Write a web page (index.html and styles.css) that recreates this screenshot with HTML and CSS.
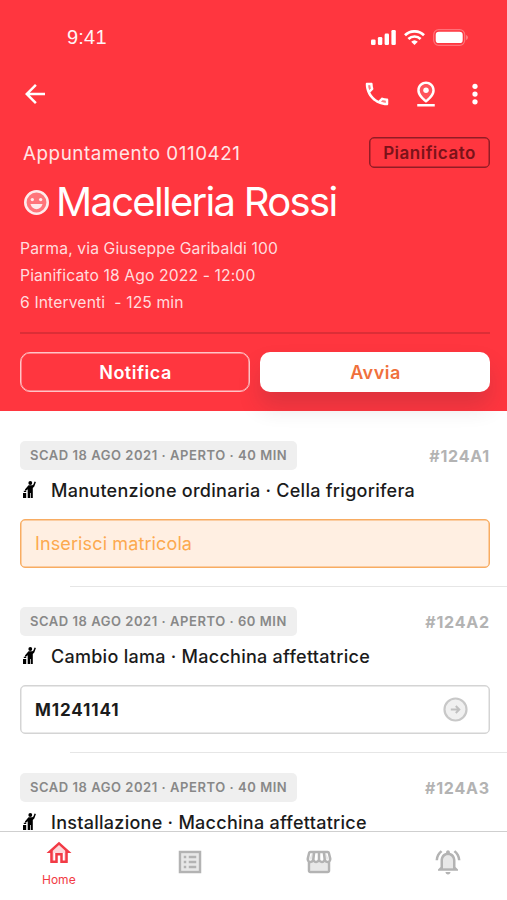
FILE: index.html
```html
<!DOCTYPE html>
<html lang="it">
<head>
    <meta charset="UTF-8">
    <meta name="viewport" content="width=device-width, initial-scale=1.0">
    <title>Appuntamento</title>
    <link rel="stylesheet" href="styles.css">
</head>
<body>
    <div class="app">
        <header class="header">
            <div class="statusbar">
                <span class="time">9:41</span>
                <div class="status-icons">
                    <svg width="25" height="15" viewBox="0 0 25 15" fill="#fff">
                        <rect x="0" y="9.5" width="4.6" height="5.5" rx="1.3"/>
                        <rect x="6.9" y="7" width="4.4" height="8" rx="1.3"/>
                        <rect x="13.6" y="3.6" width="4.4" height="11.4" rx="1.3"/>
                        <rect x="20.4" y="0" width="4.4" height="15" rx="1.3"/>
                    </svg>
                    <svg width="21" height="15" viewBox="0 0 21 15" fill="none" stroke="#fff" stroke-width="2.7">
                        <path d="M1 5.2a13.6 13.6 0 0 1 19 0"/>
                        <path d="M4.4 9a8.7 8.7 0 0 1 12.2 0"/>
                        <path d="M10.5 15 7.2 11.7a4.8 4.8 0 0 1 6.6 0z" fill="#fff" stroke="none"/>
                    </svg>
                    <svg width="35" height="17" viewBox="0 0 35 17">
                        <rect x=".7" y=".7" width="31" height="15.6" rx="5" fill="none" stroke="#fff" stroke-opacity=".3" stroke-width="1.2"/>
                        <rect x="2.7" y="2.7" width="27" height="11.4" rx="3.2" fill="#fff"/>
                        <path d="M33.2 6v5c1.1-.5 1.6-1.4 1.6-2.5S34.3 6.5 33.2 6z" fill="#fff" fill-opacity=".4"/>
                    </svg>
                </div>
            </div>

            <nav class="toolbar">
                <svg class="icon" viewBox="0 0 24 24" fill="#fff"><path d="M20 11H7.830l5.590-5.590L12 4l-8 8 8 8 1.410-1.410L7.830 13H20v-2z"/></svg>
                <div class="toolbar-actions">
                    <svg class="icon" viewBox="0 0 24 24" fill="#fff">
                        <path d="M6.540 5c.06.89.21 1.760.45 2.590l-1.200 1.200c-.41-1.200-.67-2.470-.76-3.790h1.510m9.860 12.020c.85.24 1.720.39 2.600.45v1.490c-1.320-.09-2.590-.35-3.800-.75l1.200-1.190" opacity=".35"/>
                        <path d="M7.500 3H4c-.55 0-1 .45-1 1 0 9.390 7.610 17 17 17 .55 0 1-.45 1-1v-3.490c0-.55-.45-1-1-1-1.240 0-2.450-.2-3.570-.57-.1-.04-.21-.05-.31-.05-.26 0-.51.1-.71.29l-2.200 2.200c-2.830-1.450-5.150-3.760-6.590-6.590l2.200-2.200c.28-.28.36-.67.25-1.020C8.700 6.450 8.500 5.250 8.500 4c0-.55-.45-1-1-1zM5.030 5h1.500c.07.88.22 1.750.46 2.590L5.790 8.800c-.41-1.210-.67-2.480-.76-3.800zM19 18.970c-1.320-.09-2.600-.35-3.800-.76l1.200-1.200c.85.24 1.720.39 2.600.45v1.510z"/>
                    </svg>
                    <svg class="icon" viewBox="0 0 24 24" fill="#fff">
                        <path d="M12 4C9.500 4 7 5.860 7 9.190c0 2.100 1.700 4.690 5 7.310 3.300-2.620 5-5.210 5-7.310C17 5.860 14.500 4 12 4z" opacity=".15"/>
                        <path d="M12 2c3.270 0 7 2.460 7 7.150 0 3.120-2.330 6.410-7 9.850-4.670-3.440-7-6.730-7-9.850C5 4.460 8.730 2 12 2zm0 2C9.500 4 7 5.770 7 9.150c0 2.200 1.700 4.660 5 7.350 3.300-2.690 5-5.150 5-7.350C17 5.770 14.500 4 12 4z"/>
                        <circle cx="12" cy="9" r="2.200"/>
                        <path d="M5 20h14v2H5z"/>
                    </svg>
                    <svg class="icon" viewBox="0 0 24 24" fill="#fff"><circle cx="12" cy="5.800" r="2.100"/><circle cx="12" cy="12" r="2.100"/><circle cx="12" cy="18.200" r="2.100"/></svg>
                </div>
            </nav>

            <div class="top-row">
                <span class="appointment">Appuntamento 0110421</span>
                <span class="badge">Pianificato</span>
            </div>
            <div class="title-row">
                <svg class="smile" viewBox="0 0 24 24" fill="#fff">
                    <circle cx="12" cy="12" r="10" opacity=".35"/>
                    <path d="M12 0a12 12 0 1 0 0 24 12 12 0 0 0 0-24zm0 21.500a9.500 9.500 0 1 1 0-19 9.500 9.500 0 0 1 0 19z"/>
                    <circle cx="8" cy="9.200" r="1.600"/><circle cx="16" cy="9.200" r="1.600"/>
                    <path d="M6.200 13.500h11.600c-.9 3.200-3.100 5-5.800 5s-4.900-1.800-5.800-5z"/>
                </svg>
                <h1>Macelleria Rossi</h1>
            </div>
            <div class="details">
                <p>Parma, via Giuseppe Garibaldi 100</p>
                <p>Pianificato 18 Ago 2022 - 12:00</p>
                <p>6 Interventi&nbsp; - 125 min</p>
            </div>
            <div class="buttons">
                <button class="btn btn-outline">Notifica</button>
                <button class="btn btn-white">Avvia</button>
            </div>
        </header>

        <main class="list">
            <section class="job">
                <div class="job-head"><span class="tag">SCAD 18 AGO 2021 · APERTO · 40 MIN</span><span class="code">#124A1</span></div>
                <div class="job-title">
                    <svg class="worker" viewBox="0 0 13 17"><use href="#worker"/></svg>
                    <span>Manutenzione ordinaria · Cella frigorifera</span>
                </div>
                <div class="field field-empty">Inserisci matricola</div>
            </section>
            <section class="job">
                <div class="job-head"><span class="tag">SCAD 18 AGO 2021 · APERTO · 60 MIN</span><span class="code">#124A2</span></div>
                <div class="job-title">
                    <svg class="worker" viewBox="0 0 13 17"><use href="#worker"/></svg>
                    <span>Cambio lama · Macchina affettatrice</span>
                </div>
                <div class="field">
                    <span>M1241141</span>
                    <svg width="25" height="25" viewBox="0 0 25 25">
                        <circle cx="12.500" cy="12.500" r="11" fill="#f0f0f0" stroke="#c8c8c8" stroke-width="2.200"/>
                        <path d="M7.800 12.500h8.500M12.800 9l3.500 3.500-3.500 3.500" fill="none" stroke="#c0c0c0" stroke-width="2"/>
                    </svg>
                </div>
            </section>
            <section class="job">
                <div class="job-head"><span class="tag">SCAD 18 AGO 2021 · APERTO · 40 MIN</span><span class="code">#124A3</span></div>
                <div class="job-title">
                    <svg class="worker" viewBox="0 0 13 17">
                        <g id="worker">
                            <circle cx="7.300" cy="2" r="1.900"/>
                            <path d="M11.600.6l1.300.5-1.600 4.500-1.500 1.500V17H7.700v-5H7v5H4.700V8.200L2.500 10l-.6-1.500L5.500 4.300h3.800l1.100-.9z"/>
                            <path d="M0 12h3.200v5H0zM.8 9.700h2.400V11H.8z"/>
                        </g>
                    </svg>
                    <span>Installazione · Macchina affettatrice</span>
                </div>
                <div class="field"></div>
            </section>
        </main>

        <footer class="tabbar">
            <a class="tab active">
                <svg class="icon" viewBox="0 0 24 24" fill="currentColor">
                    <path d="M5 10.500l7-6.300 7 6.300V19h-3v-7H8v7H5z" opacity=".2"/>
                    <path d="M12 3L2 12h3v8h6v-6h2v6h6v-8h3L12 3zm5 15h-2v-6H9v6H7v-7.810l5-4.500 5 4.500V18z"/>
                </svg>
                <span>Home</span>
            </a>
            <a class="tab">
                <svg class="icon" viewBox="0 0 24 24" fill="currentColor">
                    <path d="M5 5h14v14H5z" opacity=".3"/>
                    <path d="M3 3v18h18V3H3zm16 16H5V5h14v14zM11 7h6v2h-6V7zm0 4h6v2h-6v-2zm0 4h6v2h-6v-2zM7 7h2v2H7V7zm0 4h2v2H7v-2zm0 4h2v2H7v-2z"/>
                </svg>
            </a>
            <a class="tab">
                <svg class="icon" viewBox="0 0 24 24" fill="currentColor">
                    <path d="M5 12h14v7H5zM6.440 5h2L8 10H4zM17.500 5h-1.900l.6 5H20z" opacity=".3"/>
                    <path d="M21.900 8.890l-1.050-4.370c-.22-.9-1-1.520-1.910-1.520H5.050c-.9 0-1.690.63-1.900 1.520L2.100 8.890c-.24 1.020-.02 2.060.62 2.880.08.11.19.19.28.29V19c0 1.100.9 2 2 2h14c1.100 0 2-.9 2-2v-6.940c.09-.09.2-.18.28-.28.64-.82.87-1.870.62-2.890zm-2.990-3.900l1.050 4.370c.1.42.01.84-.25 1.170-.14.18-.44.47-.94.47-.61 0-1.140-.49-1.210-1.140L16.980 5l1.930-.01zM13 5h1.960l.54 4.520c.05.39-.07.78-.33 1.070-.22.26-.54.41-.95.41-.67 0-1.220-.59-1.220-1.310V5zM8.490 9.520L9.040 5H11v4.690c0 .72-.55 1.310-1.290 1.310-.34 0-.65-.15-.89-.41-.25-.29-.37-.68-.33-1.070zm-4.450-.16L5.050 5h1.970l-.58 4.860c-.08.65-.6 1.140-1.210 1.140-.49 0-.8-.29-.93-.47-.27-.32-.36-.75-.26-1.170zM5 19v-6.030c.08.01.15.03.23.03.87 0 1.660-.36 2.240-.95.6.6 1.400.95 2.310.95.870 0 1.650-.36 2.230-.93.590.57 1.390.93 2.290.93.840 0 1.640-.35 2.240-.95.580.59 1.370.95 2.240.95.080 0 .15-.02.23-.03V19H5z"/>
                </svg>
            </a>
            <a class="tab">
                <svg class="icon" viewBox="0 0 24 24" fill="currentColor">
                    <path d="M12 6.500c-2.490 0-4 2.020-4 4.500v6h8v-6c0-2.480-1.510-4.500-4-4.500z" opacity=".3"/>
                    <path d="M12 22c1.100 0 2-.9 2-2h-4c0 1.100.9 2 2 2zm6-6v-5c0-3.070-1.630-5.640-4.500-6.320V4c0-.83-.67-1.500-1.500-1.500s-1.500.67-1.500 1.500v.68C7.640 5.360 6 7.920 6 11v5l-2 2v1h16v-1l-2-2zm-2 1H8v-6c0-2.480 1.510-4.500 4-4.500s4 2.020 4 4.500v6zM7.580 4.080L6.150 2.650C3.750 4.480 2.170 7.300 2.030 10.500h2c.15-2.650 1.510-4.970 3.550-6.420zm12.390 6.420h2c-.15-3.200-1.730-6.020-4.120-7.850l-1.420 1.430c2.020 1.450 3.390 3.770 3.540 6.420z"/>
                </svg>
            </a>
        </footer>
    </div>
</body>
</html>
```

FILE: styles.css
```css
* {
    box-sizing: border-box;
    margin: 0;
    padding: 0;
}

body {
    font-family: Inter, "Liberation Sans", sans-serif;
    background-color: #fff;
    color: #1b1b1b;
}

svg {
    display: block;
    flex-shrink: 0;
}

.app {
    height: 900px;
    display: flex;
    flex-direction: column;
    overflow: hidden;
}

/* Header */
.header {
    height: 411px;
    flex-shrink: 0;
    background-color: #ff363f;
    color: #fff;
    padding: 0 17px 0 20px;
}

.statusbar {
    height: 74px;
    display: flex;
    justify-content: space-between;
    align-items: center;
    padding: 0 22px 0 47px;
}

.time {
    font-family: "Liberation Sans", Arial, sans-serif;
    font-size: 20px;
    letter-spacing: 0.2px;
    opacity: 0.95;
}

.status-icons {
    display: flex;
    align-items: center;
    gap: 8px;
}

.toolbar {
    height: 40px;
    display: flex;
    justify-content: space-between;
    align-items: center;
}

.toolbar-actions {
    display: flex;
    gap: 19px;
}

.icon {
    width: 30px;
    height: 30px;
}

.top-row {
    height: 32px;
    margin-top: 23px;
    display: flex;
    justify-content: space-between;
    align-items: center;
    padding-left: 3px;
}

.appointment {
    font-size: 18.8px;
    letter-spacing: 0.57px;
    opacity: 0.87;
}

.badge {
    width: 121px;
    height: 31px;
    align-self: flex-start;
    border: 1px solid #921c25;
    box-shadow: inset 0 0 0 0.5px #921c25;
    border-radius: 5px;
    color: #7a1219;
    font-size: 17px;
    font-weight: 600;
    letter-spacing: 0.5px;
    text-align: center;
    line-height: 31px;
}

.title-row {
    height: 50px;
    margin-top: 8px;
    display: flex;
    align-items: center;
    padding-left: 4px;
    gap: 7px;
}

.smile {
    width: 25px;
    height: 25px;
    opacity: 0.9;
}

h1 {
    font-size: 40px;
    font-weight: 370;
    letter-spacing: -1.7px;
    line-height: 50px;
}

.details {
    margin-top: 8px;
    height: 99px;
    border-bottom: 2px solid #dc2e37;
    font-size: 15.7px;
    line-height: 27px;
    letter-spacing: 0.12px;
    color: #ffdcde;
}

.buttons {
    display: flex;
    gap: 10px;
    margin-top: 18px;
}

.btn {
    width: 230px;
    height: 40px;
    border-radius: 10px;
    padding-left: 1px;
    font-family: inherit;
    font-size: 18px;
    font-weight: 600;
    letter-spacing: 0.5px;
}

.btn-outline {
    background: none;
    border: 1px solid #ffc4c7;
    box-shadow: inset 0 0 0 0.5px #ffc4c7;
    color: #fff;
}

.btn-white {
    background-color: #fff;
    border: 0;
    color: #f0703c;
    box-shadow: 0 14px 22px rgba(60, 40, 60, 0.17);
}

/* Job list */
.list {
    flex: 1;
    min-height: 0;
    overflow: hidden;
    padding-top: 30px;
}

.job {
    height: 166px;
    padding: 0 17px 0 20px;
    background: linear-gradient(#e6e6e6, #e6e6e6) no-repeat 70px 145px / 100% 1px;
}

.job-head {
    display: flex;
    justify-content: space-between;
    align-items: center;
}

.tag {
    width: 277px;
    height: 29px;
    border-radius: 5px;
    background-color: #efefef;
    color: #888;
    font-size: 13px;
    font-weight: 600;
    letter-spacing: 0.54px;
    line-height: 29px;
    padding-left: 10px;
    white-space: nowrap;
}

.code {
    color: #b3b3b3;
    font-size: 16px;
    font-weight: 650;
    letter-spacing: 0.8px;
}

.job-title {
    height: 40px;
    display: flex;
    align-items: center;
    gap: 15px;
    padding-left: 3px;
    font-size: 18px;
    font-weight: 450;
    letter-spacing: 0.27px;
}

.worker {
    width: 13px;
    height: 17px;
    margin-top: -2px;
}

.field {
    height: 49px;
    margin-top: 9px;
    border: 1px solid #d4d4d4;
    box-shadow: inset 0 0 0 0.5px #d4d4d4;
    border-radius: 5px;
    display: flex;
    justify-content: space-between;
    align-items: center;
    padding: 0 21px 0 14px;
    font-size: 17px;
    font-weight: 700;
    letter-spacing: 0.9px;
}

.field-empty {
    border-color: #f8ac62;
    box-shadow: inset 0 0 0 0.5px #f8ac62;
    background-color: #ffefe2;
    color: #fca94f;
    font-size: 18px;
    font-weight: 400;
    letter-spacing: 0.12px;
}

/* Bottom tabs */
.tabbar {
    height: 69px;
    flex-shrink: 0;
    border-top: 1px solid #cfcfcf;
    background-color: #fff;
    display: flex;
    justify-content: space-between;
    padding: 0 44px 0 42px;
}

.tab {
    height: 60px;
    display: flex;
    flex-direction: column;
    align-items: center;
    justify-content: center;
    color: #b3b3b3;
}

.active {
    height: 61px;
    color: #f23a45;
    font-size: 12px;
    gap: 4px;
}
```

• • • •

Problem description: Copy each line of the listing in which the word "index" can be found.

Task response:
Write a web page (index.html and styles.css) that recreates this screenshot with HTML and CSS.
FILE: index.html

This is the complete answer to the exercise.